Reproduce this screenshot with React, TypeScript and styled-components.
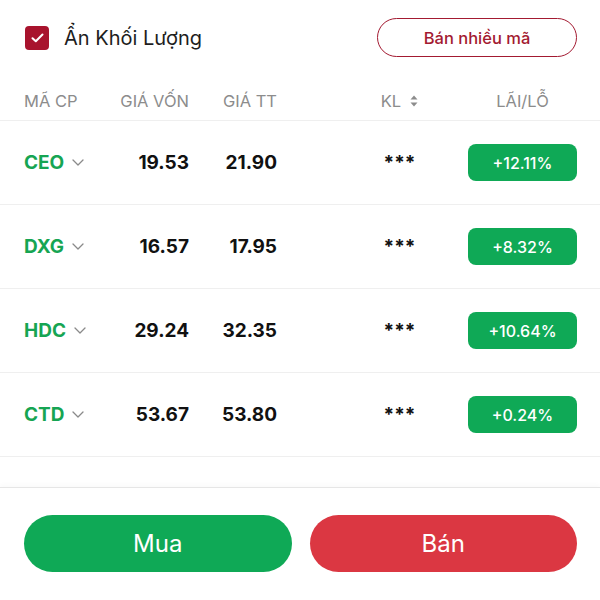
import React from 'react';
import styled, { createGlobalStyle } from 'styled-components';

const GlobalStyle = createGlobalStyle`
  *, *::before, *::after {
    box-sizing: border-box;
  }
  body {
    margin: 0;
    background: #fff;
    font-family: Inter, "Noto Sans", sans-serif;
  }
`;

const holdings = [
  { code: 'CEO', cost: '19.53', price: '21.90', pnl: '+12.11%' },
  { code: 'DXG', cost: '16.57', price: '17.95', pnl: '+8.32%' },
  { code: 'HDC', cost: '29.24', price: '32.35', pnl: '+10.64%' },
  { code: 'CTD', cost: '53.67', price: '53.80', pnl: '+0.24%' },
];

const Page = styled.div`
  width: 600px;
  height: 600px;
  display: flex;
  flex-direction: column;
  overflow: hidden;
`;

const TopBar = styled.div`
  display: flex;
  align-items: center;
  justify-content: space-between;
  margin-top: 18px;
  padding: 0 23px 0 25px;
  height: 39px;
`;

const CheckLabel = styled.label`
  display: flex;
  align-items: center;
  gap: 15px;
  font-size: 20px;
  color: #1e1e1e;
`;

const Box = styled.span`
  width: 24px;
  height: 24px;
  border-radius: 4px;
  background: #a8132d;
  display: flex;
  align-items: center;
  justify-content: center;
`;

const OutlineButton = styled.button`
  width: 200px;
  height: 39px;
  border: 1.5px solid #a31a31;
  border-radius: 20px;
  background: #fff;
  color: #a31a31;
  font-family: inherit;
  font-size: 16.5px;
  font-weight: 500;
`;

const Row = styled.div<{ $head?: boolean }>`
  display: grid;
  grid-template-columns: 96px 69px 88px 1fr 109px;
  align-items: center;
  height: ${(p) => (p.$head ? '40px' : '84px')};
  margin-top: ${(p) => (p.$head ? '24px' : '0')};
  padding: 0 23px 0 24px;
  border-bottom: 1px solid #efefef;
  color: ${(p) => (p.$head ? '#8c8c8c' : '#111')};
  font-size: ${(p) => (p.$head ? '16.5px' : '19px')};
  font-weight: ${(p) => (p.$head ? 400 : 700)};
`;

const Code = styled.div`
  display: flex;
  align-items: center;
  gap: 8px;
  color: #16a553;
  font-size: 19px;
  font-weight: 700;
`;

const Num = styled.div`
  text-align: right;
`;

const Center = styled.div<{ $shift?: boolean }>`
  display: flex;
  align-items: center;
  justify-content: center;
  gap: 9px;
  padding-left: ${(p) => (p.$shift ? '54px' : '0')};
`;

const Badge = styled.div`
  height: 37px;
  border-radius: 8px;
  background: #0fa956;
  color: #fff;
  font-size: 16px;
  font-weight: 500;
  display: flex;
  align-items: center;
  justify-content: center;
`;

const Footer = styled.div`
  margin-top: 30px;
  border-top: 1px solid #e6e6e6;
  box-shadow: 0 -3px 4px rgba(0, 0, 0, 0.02);
  display: flex;
  gap: 18px;
  padding: 27px 23px 0 24px;
`;

const ActionButton = styled.button<{ $sell?: boolean }>`
  flex: 1;
  height: 57px;
  border: none;
  border-radius: 29px;
  background: ${(p) => (p.$sell ? '#db3742' : '#0fa956')};
  color: #fff;
  font-family: inherit;
  font-size: 24px;
  font-weight: 400;
`;

const Chevron = () => (
  <svg width="12" height="7" viewBox="0 0 12 7" fill="none">
    <path d="M1 1l5 5 5-5" stroke="#8a8a8a" strokeWidth="1.3" strokeLinecap="round" strokeLinejoin="round" />
  </svg>
);

const SortIcon = () => (
  <svg width="8" height="12" viewBox="0 0 8 12">
    <path d="M4 0.5L7.5 4.5H0.5z" fill="#8c8c8c" />
    <path d="M4 11.5L7.5 7.5H0.5z" fill="#8c8c8c" />
  </svg>
);

export default function App() {
  return (
    <Page>
      <GlobalStyle />
      <TopBar>
        <CheckLabel>
          <Box>
            <svg width="13" height="10" viewBox="0 0 13 10" fill="none">
              <path d="M1.5 5.2l3.3 3.1 6.7-6.8" stroke="#fff" strokeWidth="2" strokeLinecap="round" strokeLinejoin="round" />
            </svg>
          </Box>
          Ẩn Khối Lượng
        </CheckLabel>
        <OutlineButton>Bán nhiều mã</OutlineButton>
      </TopBar>
      <Row $head>
        <div>MÃ CP</div>
        <Num>GIÁ VỐN</Num>
        <Num>GIÁ TT</Num>
        <Center $shift>
          KL <SortIcon />
        </Center>
        <Center>LÃI/LỖ</Center>
      </Row>
      {holdings.map((h) => (
        <Row key={h.code}>
          <Code>
            {h.code}
            <Chevron />
          </Code>
          <Num>{h.cost}</Num>
          <Num>{h.price}</Num>
          <Center $shift>***</Center>
          <Badge>{h.pnl}</Badge>
        </Row>
      ))}
      <Footer>
        <ActionButton>Mua</ActionButton>
        <ActionButton $sell>Bán</ActionButton>
      </Footer>
    </Page>
  );
}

Required work:
Drop the images and repeat the data exactly.

Solved problem:
Reproduce this screenshot with React, TypeScript and styled-components.
import React from 'react';
import styled, { createGlobalStyle } from 'styled-components';

const GlobalStyle = createGlobalStyle`
  *, *::before, *::after {
    box-sizing: border-box;
  }
  body {
    margin: 0;
    background: #fff;
    font-family: Inter, "Noto Sans", sans-serif;
  }
`;

const holdings = [
  { code: 'CEO', cost: '19.53', price: '21.90', pnl: '+12.11%' },
  { code: 'DXG', cost: '16.57', price: '17.95', pnl: '+8.32%' },
  { code: 'HDC', cost: '29.24', price: '32.35', pnl: '+10.64%' },
  { code: 'CTD', cost: '53.67', price: '53.80', pnl: '+0.24%' },
];

const Page = styled.div`
  width: 600px;
  height: 600px;
  display: flex;
  flex-direction: column;
  overflow: hidden;
`;

const TopBar = styled.div`
  display: flex;
  align-items: center;
  justify-content: space-between;
  margin-top: 18px;
  padding: 0 23px 0 25px;
  height: 39px;
`;

const CheckLabel = styled.label`
  display: flex;
  align-items: center;
  gap: 15px;
  font-size: 20px;
  color: #1e1e1e;
`;

const Box = styled.span`
  width: 24px;
  height: 24px;
  border-radius: 4px;
  background: #a8132d;
  display: flex;
  align-items: center;
  justify-content: center;
`;

const OutlineButton = styled.button`
  width: 200px;
  height: 39px;
  border: 1.5px solid #a31a31;
  border-radius: 20px;
  background: #fff;
  color: #a31a31;
  font-family: inherit;
  font-size: 16.5px;
  font-weight: 500;
`;

const Row = styled.div<{ $head?: boolean }>`
  display: grid;
  grid-template-columns: 96px 69px 88px 1fr 109px;
  align-items: center;
  height: ${(p) => (p.$head ? '40px' : '84px')};
  margin-top: ${(p) => (p.$head ? '24px' : '0')};
  padding: 0 23px 0 24px;
  border-bottom: 1px solid #efefef;
  color: ${(p) => (p.$head ? '#8c8c8c' : '#111')};
  font-size: ${(p) => (p.$head ? '16.5px' : '19px')};
  font-weight: ${(p) => (p.$head ? 400 : 700)};
`;

const Code = styled.div`
  display: flex;
  align-items: center;
  gap: 8px;
  color: #16a553;
  font-size: 19px;
  font-weight: 700;
`;

const Num = styled.div`
  text-align: right;
`;

const Center = styled.div<{ $shift?: boolean }>`
  display: flex;
  align-items: center;
  justify-content: center;
  gap: 9px;
  padding-left: ${(p) => (p.$shift ? '54px' : '0')};
`;

const Badge = styled.div`
  height: 37px;
  border-radius: 8px;
  background: #0fa956;
  color: #fff;
  font-size: 16px;
  font-weight: 500;
  display: flex;
  align-items: center;
  justify-content: center;
`;

const Footer = styled.div`
  margin-top: 30px;
  border-top: 1px solid #e6e6e6;
  box-shadow: 0 -3px 4px rgba(0, 0, 0, 0.02);
  display: flex;
  gap: 18px;
  padding: 27px 23px 0 24px;
`;

const ActionButton = styled.button<{ $sell?: boolean }>`
  flex: 1;
  height: 57px;
  border: none;
  border-radius: 29px;
  background: ${(p) => (p.$sell ? '#db3742' : '#0fa956')};
  color: #fff;
  font-family: inherit;
  font-size: 24px;
  font-weight: 400;
`;

const Chevron = () => (
  <svg width="12" height="7" viewBox="0 0 12 7" fill="none">
    <path d="M1 1l5 5 5-5" stroke="#8a8a8a" strokeWidth="1.3" strokeLinecap="round" strokeLinejoin="round" />
  </svg>
);

const SortIcon = () => (
  <svg width="8" height="12" viewBox="0 0 8 12">
    <path d="M4 0.5L7.5 4.5H0.5z" fill="#8c8c8c" />
    <path d="M4 11.5L7.5 7.5H0.5z" fill="#8c8c8c" />
  </svg>
);

export default function App() {
  return (
    <Page>
      <GlobalStyle />
      <TopBar>
        <CheckLabel>
          <Box>
            <svg width="13" height="10" viewBox="0 0 13 10" fill="none">
              <path d="M1.5 5.2l3.3 3.1 6.7-6.8" stroke="#fff" strokeWidth="2" strokeLinecap="round" strokeLinejoin="round" />
            </svg>
          </Box>
          Ẩn Khối Lượng
        </CheckLabel>
        <OutlineButton>Bán nhiều mã</OutlineButton>
      </TopBar>
      <Row $head>
        <div>MÃ CP</div>
        <Num>GIÁ VỐN</Num>
        <Num>GIÁ TT</Num>
        <Center $shift>
          KL <SortIcon />
        </Center>
        <Center>LÃI/LỖ</Center>
      </Row>
      {holdings.map((h) => (
        <Row key={h.code}>
          <Code>
            {h.code}
            <Chevron />
          </Code>
          <Num>{h.cost}</Num>
          <Num>{h.price}</Num>
          <Center $shift>***</Center>
          <Badge>{h.pnl}</Badge>
        </Row>
      ))}
      <Footer>
        <ActionButton>Mua</ActionButton>
        <ActionButton $sell>Bán</ActionButton>
      </Footer>
    </Page>
  );
}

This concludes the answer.